YOUR TASK
In the records below, pick out all lines containing the word "components".

============

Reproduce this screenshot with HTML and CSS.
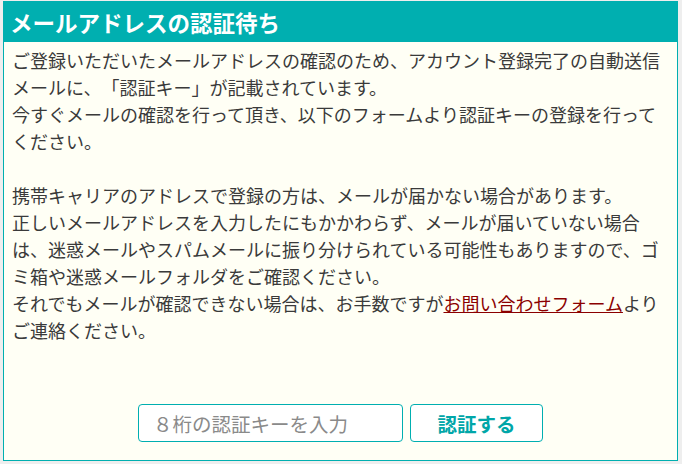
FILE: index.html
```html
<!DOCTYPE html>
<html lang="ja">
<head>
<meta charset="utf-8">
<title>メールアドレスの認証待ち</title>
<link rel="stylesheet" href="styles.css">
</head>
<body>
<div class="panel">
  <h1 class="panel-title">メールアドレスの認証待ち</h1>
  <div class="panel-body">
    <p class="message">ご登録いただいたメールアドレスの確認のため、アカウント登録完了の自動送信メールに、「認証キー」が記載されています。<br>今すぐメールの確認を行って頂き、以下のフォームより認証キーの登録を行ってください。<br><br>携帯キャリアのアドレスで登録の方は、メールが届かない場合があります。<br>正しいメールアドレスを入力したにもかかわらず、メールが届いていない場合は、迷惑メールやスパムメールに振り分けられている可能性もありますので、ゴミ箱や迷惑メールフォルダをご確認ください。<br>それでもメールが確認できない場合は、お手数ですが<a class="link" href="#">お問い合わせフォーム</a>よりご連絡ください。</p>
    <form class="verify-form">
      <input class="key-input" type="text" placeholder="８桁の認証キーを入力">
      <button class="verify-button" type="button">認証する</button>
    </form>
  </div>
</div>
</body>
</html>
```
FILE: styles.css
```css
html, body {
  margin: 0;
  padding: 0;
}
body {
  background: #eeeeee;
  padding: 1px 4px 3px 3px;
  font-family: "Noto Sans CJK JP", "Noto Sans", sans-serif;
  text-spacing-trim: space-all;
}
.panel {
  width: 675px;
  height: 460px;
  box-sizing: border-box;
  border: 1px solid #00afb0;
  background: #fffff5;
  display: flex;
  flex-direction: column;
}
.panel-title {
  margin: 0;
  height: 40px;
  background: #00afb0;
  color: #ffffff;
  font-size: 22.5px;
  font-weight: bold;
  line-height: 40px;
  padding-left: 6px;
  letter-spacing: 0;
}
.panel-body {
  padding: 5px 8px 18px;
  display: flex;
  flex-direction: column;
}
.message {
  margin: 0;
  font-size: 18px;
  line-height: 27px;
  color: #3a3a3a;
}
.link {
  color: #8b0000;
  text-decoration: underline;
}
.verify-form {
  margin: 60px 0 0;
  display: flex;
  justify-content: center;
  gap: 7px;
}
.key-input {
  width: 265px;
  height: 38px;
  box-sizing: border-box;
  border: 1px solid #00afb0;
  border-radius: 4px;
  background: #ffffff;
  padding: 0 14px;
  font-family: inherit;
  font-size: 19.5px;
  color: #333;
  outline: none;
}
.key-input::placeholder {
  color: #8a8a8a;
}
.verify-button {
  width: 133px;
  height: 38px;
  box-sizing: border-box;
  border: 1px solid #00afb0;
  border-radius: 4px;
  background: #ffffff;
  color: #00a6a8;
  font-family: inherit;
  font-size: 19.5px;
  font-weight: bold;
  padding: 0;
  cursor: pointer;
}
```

============

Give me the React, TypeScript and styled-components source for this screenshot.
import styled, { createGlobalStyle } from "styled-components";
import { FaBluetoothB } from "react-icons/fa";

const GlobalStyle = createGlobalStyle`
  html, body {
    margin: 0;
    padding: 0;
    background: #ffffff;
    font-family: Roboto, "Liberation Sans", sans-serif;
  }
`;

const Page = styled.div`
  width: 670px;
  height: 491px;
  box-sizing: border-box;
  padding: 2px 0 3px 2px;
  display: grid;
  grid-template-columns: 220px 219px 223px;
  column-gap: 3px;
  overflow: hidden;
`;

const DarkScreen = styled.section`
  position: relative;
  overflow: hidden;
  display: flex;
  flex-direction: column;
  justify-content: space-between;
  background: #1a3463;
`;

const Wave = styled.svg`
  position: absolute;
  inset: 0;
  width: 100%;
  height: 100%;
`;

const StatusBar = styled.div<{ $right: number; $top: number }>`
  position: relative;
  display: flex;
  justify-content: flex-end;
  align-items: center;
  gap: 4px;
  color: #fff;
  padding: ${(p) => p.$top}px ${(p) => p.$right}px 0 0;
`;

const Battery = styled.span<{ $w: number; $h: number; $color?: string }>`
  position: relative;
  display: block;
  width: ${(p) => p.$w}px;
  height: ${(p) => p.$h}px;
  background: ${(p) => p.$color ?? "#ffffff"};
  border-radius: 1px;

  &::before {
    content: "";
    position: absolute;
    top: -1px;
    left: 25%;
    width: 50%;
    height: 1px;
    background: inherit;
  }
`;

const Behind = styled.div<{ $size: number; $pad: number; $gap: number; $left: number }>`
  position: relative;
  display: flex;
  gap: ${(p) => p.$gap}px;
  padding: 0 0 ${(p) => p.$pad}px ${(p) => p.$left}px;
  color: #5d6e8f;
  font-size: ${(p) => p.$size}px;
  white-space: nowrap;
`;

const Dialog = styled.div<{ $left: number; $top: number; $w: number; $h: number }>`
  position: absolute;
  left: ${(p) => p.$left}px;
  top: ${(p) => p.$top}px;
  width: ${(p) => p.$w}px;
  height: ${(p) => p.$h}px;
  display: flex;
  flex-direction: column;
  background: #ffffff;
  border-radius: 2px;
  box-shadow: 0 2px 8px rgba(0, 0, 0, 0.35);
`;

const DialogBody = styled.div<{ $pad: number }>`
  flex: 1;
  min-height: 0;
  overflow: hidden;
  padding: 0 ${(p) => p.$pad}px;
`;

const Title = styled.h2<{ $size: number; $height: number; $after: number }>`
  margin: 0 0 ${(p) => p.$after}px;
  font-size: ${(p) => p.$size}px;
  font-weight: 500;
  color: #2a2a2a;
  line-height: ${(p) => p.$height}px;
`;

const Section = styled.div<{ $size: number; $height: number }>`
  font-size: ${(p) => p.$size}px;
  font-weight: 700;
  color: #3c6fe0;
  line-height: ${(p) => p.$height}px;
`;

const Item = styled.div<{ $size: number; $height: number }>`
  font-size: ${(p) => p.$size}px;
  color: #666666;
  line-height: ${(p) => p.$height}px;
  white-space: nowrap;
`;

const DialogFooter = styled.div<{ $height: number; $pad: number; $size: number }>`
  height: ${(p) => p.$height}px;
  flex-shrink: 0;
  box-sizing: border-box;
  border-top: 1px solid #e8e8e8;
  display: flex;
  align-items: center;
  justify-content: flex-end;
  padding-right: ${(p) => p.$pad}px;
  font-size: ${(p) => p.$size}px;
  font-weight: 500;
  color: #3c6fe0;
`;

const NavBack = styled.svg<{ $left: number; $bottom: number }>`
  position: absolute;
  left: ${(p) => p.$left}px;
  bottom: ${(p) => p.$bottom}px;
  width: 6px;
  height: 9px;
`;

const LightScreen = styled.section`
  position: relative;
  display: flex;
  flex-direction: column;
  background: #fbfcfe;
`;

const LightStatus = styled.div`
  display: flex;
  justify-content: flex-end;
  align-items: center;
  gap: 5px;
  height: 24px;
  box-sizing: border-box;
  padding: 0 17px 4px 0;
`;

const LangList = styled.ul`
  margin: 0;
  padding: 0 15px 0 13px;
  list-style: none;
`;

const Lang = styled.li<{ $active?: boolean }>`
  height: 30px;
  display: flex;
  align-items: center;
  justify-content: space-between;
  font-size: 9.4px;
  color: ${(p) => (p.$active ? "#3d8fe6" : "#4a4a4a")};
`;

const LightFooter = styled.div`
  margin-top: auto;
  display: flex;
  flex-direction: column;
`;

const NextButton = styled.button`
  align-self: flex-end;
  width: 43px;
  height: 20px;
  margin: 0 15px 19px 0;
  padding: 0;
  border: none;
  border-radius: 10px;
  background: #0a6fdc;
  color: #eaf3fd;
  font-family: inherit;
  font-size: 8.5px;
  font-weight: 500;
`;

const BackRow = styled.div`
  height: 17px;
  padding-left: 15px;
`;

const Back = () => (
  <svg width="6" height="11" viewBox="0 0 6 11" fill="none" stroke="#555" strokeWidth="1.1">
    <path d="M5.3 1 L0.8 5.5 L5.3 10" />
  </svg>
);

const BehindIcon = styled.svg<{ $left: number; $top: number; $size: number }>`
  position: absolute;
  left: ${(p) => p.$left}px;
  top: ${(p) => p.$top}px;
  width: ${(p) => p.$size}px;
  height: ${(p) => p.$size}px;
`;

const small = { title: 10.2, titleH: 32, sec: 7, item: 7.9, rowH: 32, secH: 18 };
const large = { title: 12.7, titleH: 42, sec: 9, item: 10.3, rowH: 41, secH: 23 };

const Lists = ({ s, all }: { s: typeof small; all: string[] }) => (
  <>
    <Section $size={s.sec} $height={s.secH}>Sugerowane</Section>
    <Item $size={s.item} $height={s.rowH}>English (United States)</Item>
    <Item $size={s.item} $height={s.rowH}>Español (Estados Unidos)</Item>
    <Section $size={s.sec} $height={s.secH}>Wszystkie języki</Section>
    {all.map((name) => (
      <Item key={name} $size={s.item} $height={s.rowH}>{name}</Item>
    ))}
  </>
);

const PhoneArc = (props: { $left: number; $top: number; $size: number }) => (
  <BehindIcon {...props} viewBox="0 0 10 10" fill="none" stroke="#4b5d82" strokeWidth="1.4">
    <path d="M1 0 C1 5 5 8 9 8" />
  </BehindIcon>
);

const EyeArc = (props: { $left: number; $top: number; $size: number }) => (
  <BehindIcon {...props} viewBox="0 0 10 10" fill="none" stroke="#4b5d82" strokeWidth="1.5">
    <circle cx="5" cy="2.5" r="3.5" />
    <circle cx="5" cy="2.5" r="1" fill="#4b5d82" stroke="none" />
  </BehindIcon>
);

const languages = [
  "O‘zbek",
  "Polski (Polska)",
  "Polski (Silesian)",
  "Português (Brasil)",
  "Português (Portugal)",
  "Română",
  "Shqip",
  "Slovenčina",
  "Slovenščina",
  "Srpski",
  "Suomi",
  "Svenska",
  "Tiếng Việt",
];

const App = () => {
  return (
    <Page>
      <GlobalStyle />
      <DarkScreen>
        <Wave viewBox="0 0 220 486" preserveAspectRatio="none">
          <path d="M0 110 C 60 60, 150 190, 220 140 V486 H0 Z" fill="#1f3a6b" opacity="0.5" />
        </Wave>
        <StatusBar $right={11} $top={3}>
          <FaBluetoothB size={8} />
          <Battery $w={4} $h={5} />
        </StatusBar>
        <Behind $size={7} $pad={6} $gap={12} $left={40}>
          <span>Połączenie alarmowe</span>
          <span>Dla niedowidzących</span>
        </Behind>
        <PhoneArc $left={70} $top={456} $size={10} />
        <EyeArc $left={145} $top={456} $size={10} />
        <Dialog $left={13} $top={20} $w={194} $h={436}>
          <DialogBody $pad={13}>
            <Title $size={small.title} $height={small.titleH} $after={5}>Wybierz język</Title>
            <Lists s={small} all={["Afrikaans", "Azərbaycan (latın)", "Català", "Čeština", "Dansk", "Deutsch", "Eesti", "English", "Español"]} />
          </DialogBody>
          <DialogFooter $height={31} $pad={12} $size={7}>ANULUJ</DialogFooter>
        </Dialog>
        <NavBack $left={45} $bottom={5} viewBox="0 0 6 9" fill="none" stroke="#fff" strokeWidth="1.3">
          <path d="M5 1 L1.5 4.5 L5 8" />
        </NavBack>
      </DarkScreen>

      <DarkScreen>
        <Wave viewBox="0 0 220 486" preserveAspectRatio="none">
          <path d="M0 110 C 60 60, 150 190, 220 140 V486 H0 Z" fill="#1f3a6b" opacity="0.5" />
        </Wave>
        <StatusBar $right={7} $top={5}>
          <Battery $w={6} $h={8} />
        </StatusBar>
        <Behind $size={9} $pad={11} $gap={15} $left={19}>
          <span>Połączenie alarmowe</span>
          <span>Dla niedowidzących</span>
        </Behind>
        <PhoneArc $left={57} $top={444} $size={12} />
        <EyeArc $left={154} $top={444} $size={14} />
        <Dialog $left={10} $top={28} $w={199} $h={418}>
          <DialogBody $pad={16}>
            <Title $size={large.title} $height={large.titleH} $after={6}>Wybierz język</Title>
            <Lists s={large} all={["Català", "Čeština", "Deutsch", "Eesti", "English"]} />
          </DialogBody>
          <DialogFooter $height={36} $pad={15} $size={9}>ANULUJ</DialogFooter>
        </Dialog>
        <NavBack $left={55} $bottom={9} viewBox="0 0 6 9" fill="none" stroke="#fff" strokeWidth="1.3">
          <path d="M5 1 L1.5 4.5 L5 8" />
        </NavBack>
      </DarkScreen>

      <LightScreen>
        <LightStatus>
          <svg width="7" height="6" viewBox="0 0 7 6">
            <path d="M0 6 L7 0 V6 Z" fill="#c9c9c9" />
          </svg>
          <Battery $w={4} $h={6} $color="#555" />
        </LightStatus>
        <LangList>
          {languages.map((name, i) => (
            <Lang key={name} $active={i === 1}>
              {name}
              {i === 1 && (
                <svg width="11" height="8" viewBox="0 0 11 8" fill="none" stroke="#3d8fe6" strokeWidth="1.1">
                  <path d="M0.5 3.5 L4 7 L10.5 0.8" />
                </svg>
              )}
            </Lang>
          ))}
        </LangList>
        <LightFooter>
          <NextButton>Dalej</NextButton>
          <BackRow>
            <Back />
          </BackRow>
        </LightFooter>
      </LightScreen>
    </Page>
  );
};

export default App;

============

SOLUTION BELOW
Give me the React, TypeScript and styled-components source for this screenshot.
import styled, { createGlobalStyle } from "styled-components";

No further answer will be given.